AI, Human Dignity, & Inclusive Societies evaluates accountability and privacy concerns. It is not an easy task as we do not have a rule book to follow, and today’s regulatory laws are outdated. There are issues to be considered like protection of minorities and vulnerable people; to make sure that data, coding, and system strategists come from a diverse and inclusive environment; that AI does not interfere with human rights; and that AI will not exacerbate the digital divide. UNICEF and UNESCO are leading some projects on AI and human dignity regulations, AI and children’s rights, and AI and digital identity.
AI for Space includes a look at opportunities through satellite imagery. It is no secret that since 2017, it has become possible to photograph the entire earth surface every day.
Satellite imagery and AI have the potential to map poverty, schools, recreational areas, and crops.

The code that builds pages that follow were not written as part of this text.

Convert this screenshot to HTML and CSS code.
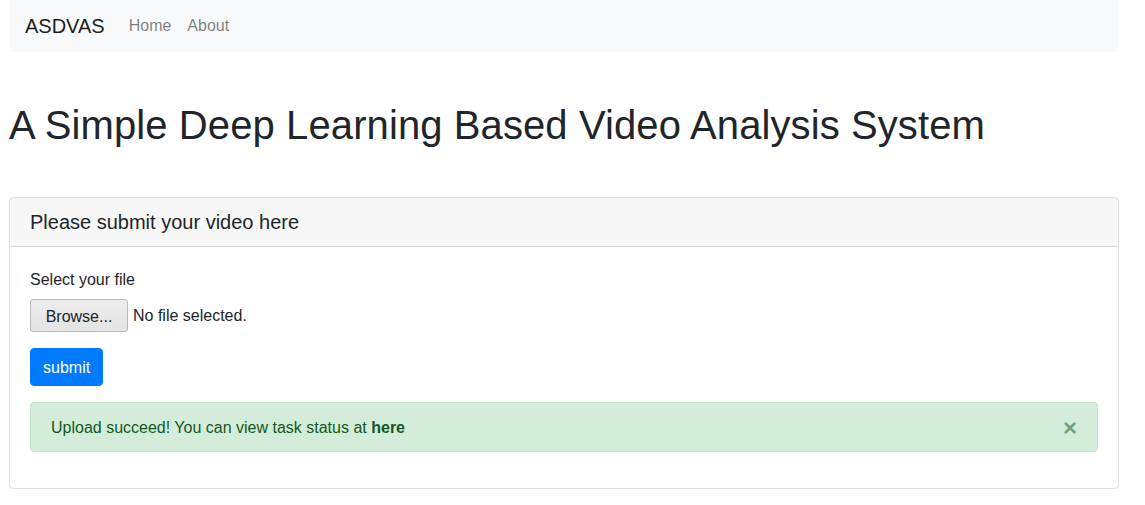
FILE: index.html
```html
<!DOCTYPE html>
<html lang="en">
<head>
<meta charset="utf-8">
<title>ASDVAS</title>
<link rel="stylesheet" href="styles.css">
</head>
<body>
<div class="page">
  <nav class="navbar">
    <a class="brand" href="#">ASDVAS</a>
    <a class="nav-link" href="#">Home</a>
    <a class="nav-link" href="#">About</a>
  </nav>
  <h1 class="title">A Simple Deep Learning Based Video Analysis System</h1>
  <div class="card">
    <div class="card-header">Please submit your video here</div>
    <div class="card-body">
      <div class="label">Select your file</div>
      <div class="file-row">
        <button class="browse" type="button">Browse...</button>
        <span class="file-status">No file selected.</span>
      </div>
      <button class="btn-submit" type="button">submit</button>
      <div class="alert">
        <span>Upload succeed! You can view task status at <b>here</b></span>
        <span class="close">&times;</span>
      </div>
    </div>
  </div>
</div>
</body>
</html>
```
FILE: styles.css
```css
* { box-sizing: border-box; }
body {
  margin: 0;
  font-family: "Liberation Sans", Arial, sans-serif;
  font-size: 16px;
  line-height: 1.5;
  color: #212529;
  background: #fff;
}
.page {
  width: 1110px;
  margin-left: 9px;
}
.navbar {
  height: 52px;
  background: #f8f9fa;
  display: flex;
  align-items: center;
  padding: 0 16px;
}
.brand {
  font-size: 20px;
  color: rgba(0,0,0,.9);
  text-decoration: none;
  margin-right: 16px;
}
.nav-link {
  color: rgba(0,0,0,.5);
  text-decoration: none;
  padding: 0 8px;
}
.title {
  font-size: 40px;
  font-weight: 400;
  line-height: 1.2;
  letter-spacing: 0.1px;
  margin: 49px 0 48px;
}
.card {
  border: 1px solid rgba(0,0,0,.125);
  border-radius: 4px;
}
.card-header {
  background: rgba(0,0,0,.03);
  border-bottom: 1px solid rgba(0,0,0,.125);
  padding: 10px 20px;
  font-size: 20px;
  line-height: 1.4;
}
.card-body {
  padding: 20px;
}
.label {
  margin-top: 1px;
  margin-bottom: 7px;
}
.file-row {
  display: flex;
  align-items: center;
  gap: 5px;
  margin-bottom: 16px;
}
.file-status {
  padding-top: 1px;
}
.browse {
  font-family: inherit;
  font-size: 16px;
  color: #212529;
  background: linear-gradient(#ececec, #e4e4e4);
  border: 1px solid #b9b9b9;
  border-radius: 3px;
  height: 33px;
  width: 98px;
  padding: 2px 0 0;
}
.btn-submit {
  font-family: inherit;
  font-size: 16px;
  color: #fff;
  background: #007bff;
  border: 1px solid #007bff;
  border-radius: 4px;
  padding: 7px 12px 5px;
  line-height: 1.5;
  display: block;
  margin-bottom: 16px;
}
.alert {
  background: #d4edda;
  border: 1px solid #c3e6cb;
  color: #155724;
  border-radius: 4px;
  padding: 13px 20px 11px;
  display: flex;
  justify-content: space-between;
  align-items: center;
  margin-bottom: 16px;
}
.alert b { font-weight: 700; }
.close {
  font-size: 24px;
  font-weight: 700;
  line-height: 1;
  opacity: .5;
  color: #155724;
  margin-right: 0;
}
```
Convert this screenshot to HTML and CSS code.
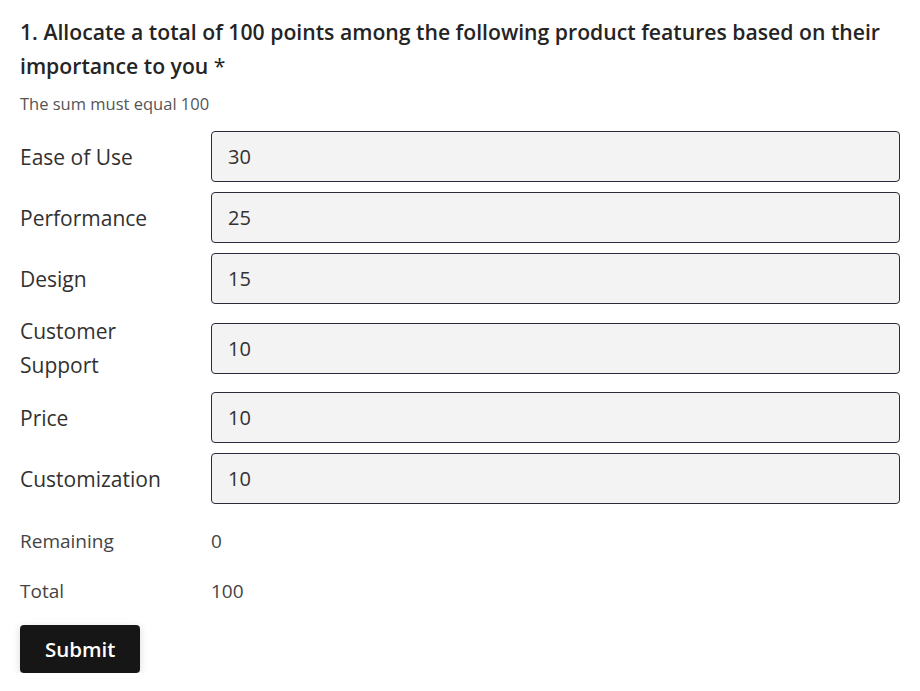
FILE: index.html
```html
<!DOCTYPE html>
<html lang="en">
<head>
<meta charset="utf-8">
<title>Constant sum question</title>
<link rel="stylesheet" href="styles.css">
</head>
<body>
<form class="question">
  <h1 class="title">1. Allocate a total of 100 points among the following product features based on their importance to you <span class="req">*</span></h1>
  <p class="hint">The sum must equal 100</p>
  <div class="rows">
    <div class="row"><label class="label">Ease of Use</label><input class="field" type="text" value="30"></div>
    <div class="row"><label class="label">Performance</label><input class="field" type="text" value="25"></div>
    <div class="row"><label class="label">Design</label><input class="field" type="text" value="15"></div>
    <div class="row"><label class="label">Customer Support</label><input class="field" type="text" value="10"></div>
    <div class="row"><label class="label">Price</label><input class="field" type="text" value="10"></div>
    <div class="row"><label class="label">Customization</label><input class="field" type="text" value="10"></div>
  </div>
  <div class="stat"><span class="stat-label">Remaining</span><span class="stat-value">0</span></div>
  <div class="stat"><span class="stat-label">Total</span><span class="stat-value">100</span></div>
  <button class="submit" type="button">Submit</button>
</form>
</body>
</html>
```
FILE: styles.css
```css
html, body {
  margin: 0;
  padding: 0;
  background: #ffffff;
}
body {
  font-family: "Open Sans", "Noto Sans", "Liberation Sans", sans-serif;
  color: #242424;
}
.question {
  padding: 15px 20px 0 20px;
  width: 880px;
}
.title {
  margin: 0;
  font-size: 21.2px;
  font-weight: 600;
  line-height: 34px;
  color: #242424;
}
.req {
  font-weight: 400;
}
.hint {
  margin: 10px 0 0 0;
  font-size: 16.5px;
  line-height: 22px;
  color: #555555;
}
.rows {
  margin-top: 16px;
  display: flex;
  flex-direction: column;
  gap: 10px;
}
.row {
  display: flex;
  align-items: center;
  gap: 36px;
}
.label {
  width: 155px;
  flex: none;
  font-size: 21px;
  line-height: 34px;
  color: #323130;
}
.field {
  flex: 1;
  height: 51px;
  box-sizing: border-box;
  margin: 0;
  border: 1px solid #2b2b3c;
  border-radius: 4px;
  background: #f3f3f3;
  padding: 0 16px;
  font-family: inherit;
  font-size: 20px;
  color: #323130;
}
.stat {
  display: flex;
  align-items: center;
  height: 50px;
  font-size: 19px;
  color: #444444;
}
.rows + .stat {
  margin-top: 12px;
}
.stat-label {
  width: 191px;
  flex: none;
}
.submit {
  margin-top: 9px;
  height: 48px;
  padding: 0 25px;
  border: none;
  border-radius: 4px;
  background: #161616;
  color: #ffffff;
  font-family: inherit;
  font-size: 20.5px;
  font-weight: 600;
  box-shadow: 0 2px 8px rgba(0, 0, 0, 0.15);
}
```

This mapping could allow adequate development projects linked with SDGs for a real global AI positive impact. Spacecraft healthcare can be a new application of AI and is promoted by ESA as well as AI “Personal Assistant” on space control missions. A Special Interest Group has been set up to study how data generated from a space mission can be used with AI to generate machine data models.
The AI for Good Global Summit recognized that AI has the ability to shape the world for a better future but key concerns remain on what can be achieved, what are the transformations on the horizon, how much control we want to give to a machine algorithm, who is accountable, what are the human and political factors to be considered, and much more. It requires us to “think differently.”
Mr. Houlin Zhao, Secretary-General of the ITU, observed, “We must balance technological progress with social progress – unprecedented collaboration among all stakeholders is needed to achieve safe, trusted, and inclusive AI to accelerate progress toward the Sustainable Development Goals.”